GIVEN DATA ▸
***
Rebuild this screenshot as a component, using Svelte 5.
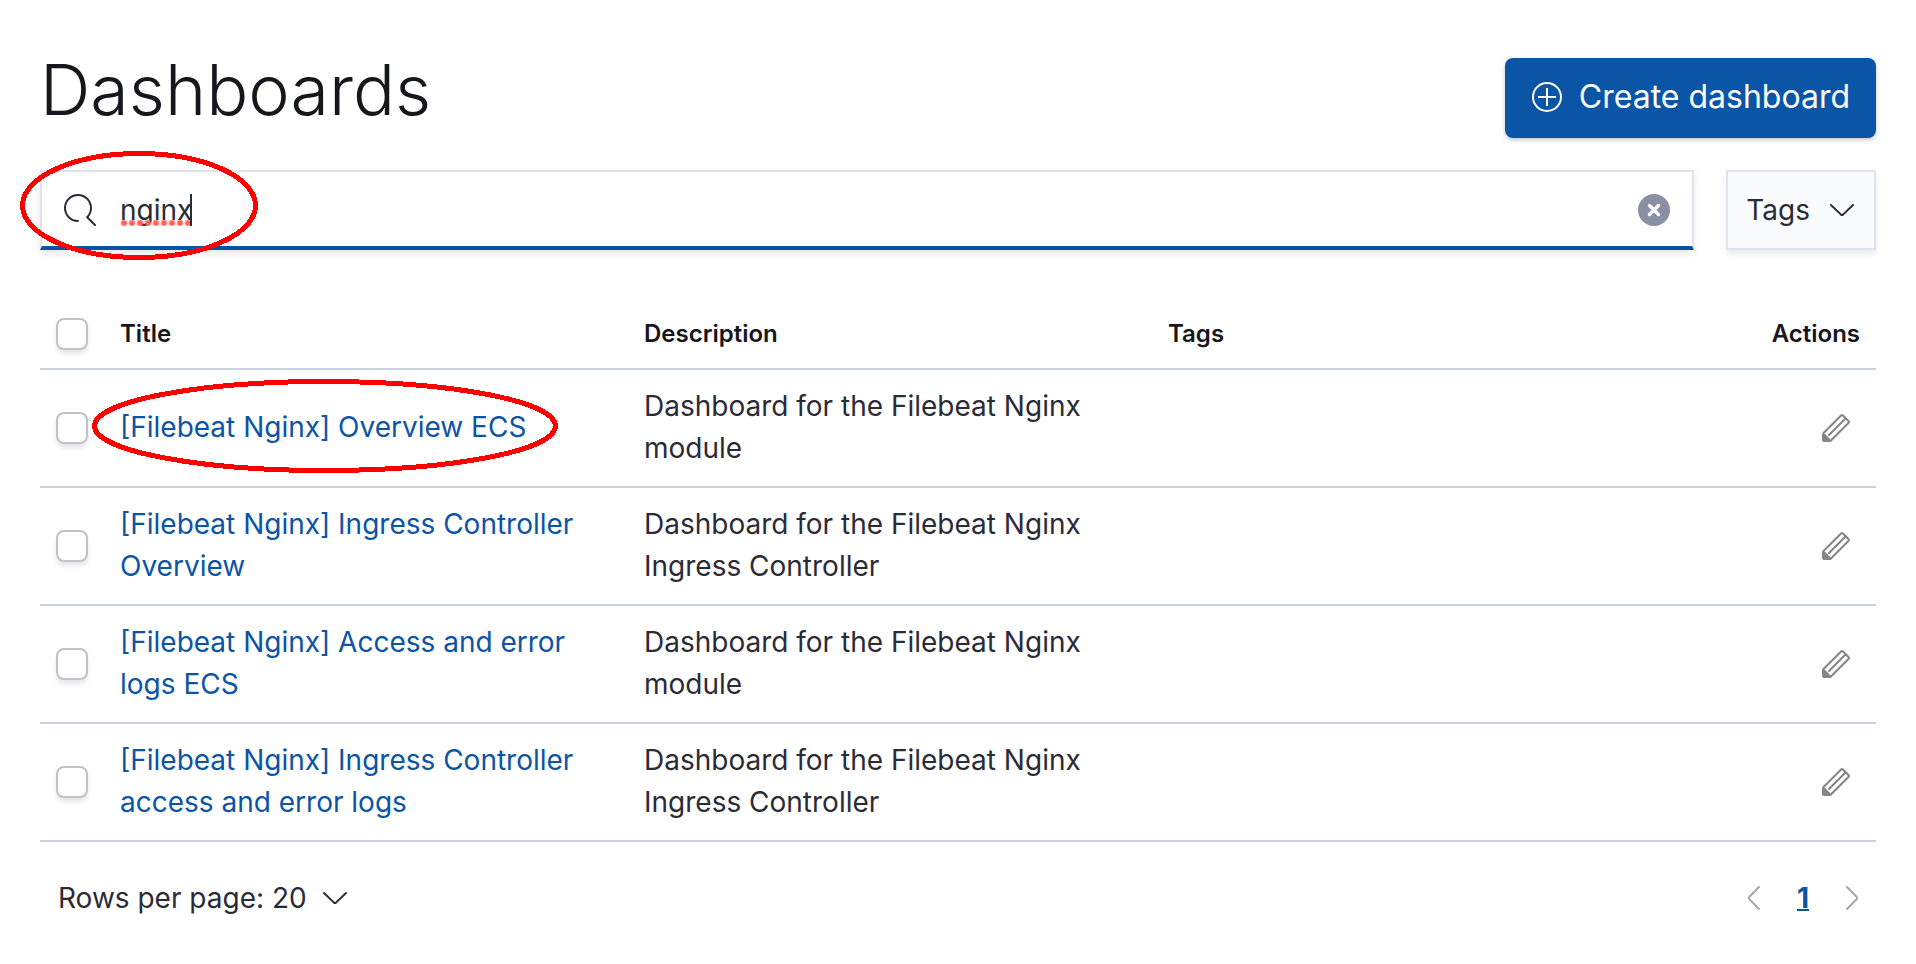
<script>
  let query = $state('nginx');

  let rows = $state([
    { title: '[Filebeat Nginx] Overview ECS', description: 'Dashboard for the Filebeat Nginx module', marked: true, selected: false },
    { title: '[Filebeat Nginx] Ingress Controller Overview', description: 'Dashboard for the Filebeat Nginx Ingress Controller', marked: false, selected: false },
    { title: '[Filebeat Nginx] Access and error logs ECS', description: 'Dashboard for the Filebeat Nginx module', marked: false, selected: false },
    { title: '[Filebeat Nginx] Ingress Controller access and error logs', description: 'Dashboard for the Filebeat Nginx Ingress Controller', marked: false, selected: false }
  ]);
</script>

{#snippet chevronDown()}
  <svg class="icon" viewBox="0 0 32 32" aria-hidden="true">
    <path d="M5 11 L15 20.6 Q16 21.4 17 20.6 L27 11" fill="none" stroke="currentColor" stroke-width="2" stroke-linecap="round" />
  </svg>
{/snippet}

<main>
  <header>
    <h1>Dashboards</h1>
    <button class="create" type="button">
      <svg class="icon" viewBox="0 0 32 32" aria-hidden="true">
        <circle cx="16" cy="16" r="14" fill="none" stroke="currentColor" stroke-width="2" />
        <path d="M16 7v18M7 16h18" stroke="currentColor" stroke-width="2" />
      </svg>
      <span>Create dashboard</span>
    </button>
  </header>

  <div class="filters">
    <div class="search">
      <svg class="icon" viewBox="0 0 16 16" aria-hidden="true">
        <path fill="currentColor" d="M11.271 11.978l3.872 3.873a.502.502 0 00.708 0 .502.502 0 000-.708l-3.565-3.564c2.38-2.747 2.267-6.923-.342-9.532-2.73-2.73-7.17-2.73-9.898 0-2.728 2.729-2.728 7.17 0 9.9a6.955 6.955 0 004.949 2.05.5.5 0 000-1 5.96 5.96 0 01-4.242-1.757 6.01 6.01 0 010-8.486 6.004 6.004 0 018.484 0 6.01 6.01 0 010 8.486.5.5 0 00.034.738z" />
      </svg>
      <input type="text" aria-label="Search dashboards" spellcheck="false" bind:value={query} />
      <span class="spelling" aria-hidden="true"></span>
      <button class="clear" type="button" aria-label="Clear search">
        <svg viewBox="0 0 32 32" aria-hidden="true">
          <path d="M11.5 11.5l9 9M20.5 11.5l-9 9" stroke="#fff" stroke-width="3.4" stroke-linecap="round" />
        </svg>
      </button>
      <svg class="mark mark-search" viewBox="0 0 238 109" aria-hidden="true">
        <ellipse cx="119" cy="54.5" rx="116.5" ry="52" />
      </svg>
    </div>
    <button class="tags" type="button">
      <span>Tags</span>
      {@render chevronDown()}
    </button>
  </div>

  <table>
    <thead>
      <tr>
        <th class="check"><input type="checkbox" aria-label="Select all rows" /></th>
        <th>Title</th>
        <th>Description</th>
        <th>Tags</th>
        <th class="actions">Actions</th>
      </tr>
    </thead>
    <tbody>
      {#each rows as row}
        <tr>
          <td class="check"><input type="checkbox" aria-label={row.title} bind:checked={row.selected} /></td>
          <td class="text title">
            <a href="#dashboard">{row.title}</a>
            {#if row.marked}
              <svg class="mark mark-row" viewBox="0 0 466 94" aria-hidden="true">
                <ellipse cx="233" cy="47" rx="230.5" ry="44.5" />
              </svg>
            {/if}
          </td>
          <td class="text">{row.description}</td>
          <td></td>
          <td class="actions">
            <button class="edit" type="button" aria-label="Edit">
              <svg class="icon" viewBox="0 0 16 16" aria-hidden="true">
                <path fill="currentColor" d="M12.148 3.148L11 2l-9 9v3h3l9-9-1.144-1.144-8.002 7.998a.502.502 0 01-.708 0 .502.502 0 010-.708l8.002-7.998zM11 1c.256 0 .512.098.707.293l3 3a.999.999 0 010 1.414l-9 9A.997.997 0 015 15H2a1 1 0 01-1-1v-3c0-.265.105-.52.293-.707l9-9A.997.997 0 0111 1z" />
                <path fill="currentColor" d="M1.500 11L2.300 10.700 5.300 13.700 5 14.500H2L1.500 14Z" />
              </svg>
            </button>
          </td>
        </tr>
      {/each}
    </tbody>
  </table>

  <footer>
    <button class="per-page" type="button">
      <span>Rows per page: 20</span>
      {@render chevronDown()}
    </button>
    <nav aria-label="Pagination">
      <button class="step" type="button" aria-label="Previous page">
        <svg class="icon" viewBox="0 0 32 32" aria-hidden="true">
          <path d="M21 5L11.200 15Q10.400 16 11.200 17L21 27" fill="none" stroke="currentColor" stroke-width="2" stroke-linecap="round" />
        </svg>
      </button>
      <a class="page" href="#page-1" aria-current="page">1</a>
      <button class="step" type="button" aria-label="Next page">
        <svg class="icon" viewBox="0 0 32 32" aria-hidden="true">
          <path d="M11 5L20.800 15Q21.600 16 20.800 17L11 27" fill="none" stroke="currentColor" stroke-width="2" stroke-linecap="round" />
        </svg>
      </button>
    </nav>
  </footer>
</main>

<style>
  :global(body) {
    background: #fff;
  }

  main {
    padding: 50px 40px 40px;
    font-family: Inter, "Liberation Sans", sans-serif;
    font-size: 28px;
    line-height: 42px;
    color: #2b2b38;
  }

  main * {
    box-sizing: border-box;
  }

  button {
    display: flex;
    align-items: center;
    justify-content: center;
    margin: 0;
    padding: 0;
    border: 0;
    background: none;
    color: inherit;
    font: inherit;
    cursor: pointer;
  }

  a {
    color: #0b54a6;
    text-decoration: none;
  }

  .icon {
    display: block;
    flex: none;
    width: 32px;
    height: 32px;
  }

  header {
    display: flex;
    align-items: flex-start;
    justify-content: space-between;
  }

  h1 {
    margin: 0;
    font-size: 70px;
    line-height: 80px;
    font-weight: 300;
    color: #16171c;
  }

  .create {
    gap: 16px;
    height: 80px;
    margin-top: 8px;
    padding: 0 26px 2px;
    border-radius: 8px;
    background: #0b55a6;
    box-shadow: 0 2px 4px rgba(40, 70, 110, 0.3);
    color: #fff;
    font-size: 32px;
  }

  .filters {
    display: flex;
    gap: 32px;
    margin-top: 32px;
  }

  .search {
    position: relative;
    display: flex;
    align-items: center;
    flex: 1;
    height: 80px;
    padding: 2px 22px 0;
    border: 2px solid #e0e2ee;
    border-bottom: 4px solid #0753a3;
    box-shadow: 0 4px 8px rgba(0, 0, 0, 0.09);
  }

  .search input {
    flex: 1;
    min-width: 0;
    height: 72px;
    padding: 0 24px;
    border: 0;
    outline: 0;
    background: transparent;
    color: inherit;
    font: inherit;
  }

  /* Dotted spelling underline closed by the text cursor */
  .spelling {
    position: absolute;
    left: 78px;
    top: 22px;
    width: 72px;
    height: 32px;
    border-right: 2px solid #2b2b38;
    background: radial-gradient(circle, #ff6058 0 2px, rgba(255, 96, 88, 0) 4px) 0 100% / 8px 6px repeat-x;
  }

  .clear {
    width: 32px;
    height: 32px;
    border-radius: 50%;
    background: #8990a4;
  }

  .tags {
    gap: 16px;
    height: 80px;
    padding: 0 16px 0 18px;
    border: 2px solid #e0e2ee;
    background: #fafbfd;
    box-shadow: 0 4px 6px rgba(0, 0, 0, 0.08);
  }

  .mark {
    position: absolute;
    overflow: visible;
    fill: none;
    stroke: #f00;
    stroke-width: 5;
    shape-rendering: crispEdges;
    pointer-events: none;
  }

  .mark-search {
    left: -22px;
    top: -21px;
    width: 238px;
    height: 109px;
  }

  .mark-row {
    left: -12px;
    top: 9px;
    width: 466px;
    height: 94px;
  }

  table {
    width: 100%;
    margin-top: 50px;
    border-collapse: separate;
    border-spacing: 0;
    table-layout: fixed;
  }

  th,
  td {
    padding: 16px;
    border-bottom: 2px solid #c9d1df;
    text-align: left;
    vertical-align: middle;
  }

  th {
    font-size: 24px;
    line-height: 36px;
    font-weight: 600;
    color: #16171c;
  }

  .text {
    padding: 15px 16px 17px;
  }

  .check {
    width: 64px;
  }

  .title {
    position: relative;
  }

  th.actions {
    width: 200px;
    text-align: right;
  }

  .check input {
    appearance: none;
    display: block;
    width: 32px;
    height: 32px;
    margin: 0;
    border: 2px solid #c0c2c6;
    border-radius: 8px;
    background: #fff;
    box-shadow: 0 4px 4px rgba(60, 60, 90, 0.12);
  }

  .edit {
    width: 48px;
    height: 48px;
    margin-left: auto;
    color: #858585;
  }

  footer {
    display: flex;
    align-items: center;
    justify-content: space-between;
    margin-top: 32px;
  }

  .per-page {
    gap: 12px;
    height: 48px;
    padding: 0 18px;
  }

  nav {
    display: flex;
    gap: 1px;
  }

  .step {
    width: 48px;
    height: 48px;
    color: #a5a7ab;
  }

  .page {
    width: 48px;
    line-height: 48px;
    font-weight: 700;
    text-align: center;
    text-decoration: underline;
    text-decoration-thickness: 2px;
  }
</style>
***
TO BE DONE ▸ Print, exactly as written, the lines above from the first one to the one containing "let query = $state('nginx');". Leave out pictures.

TASK ANSWER ▸
Rebuild this screenshot as a component, using Svelte 5.
<script>
  let query = $state('nginx');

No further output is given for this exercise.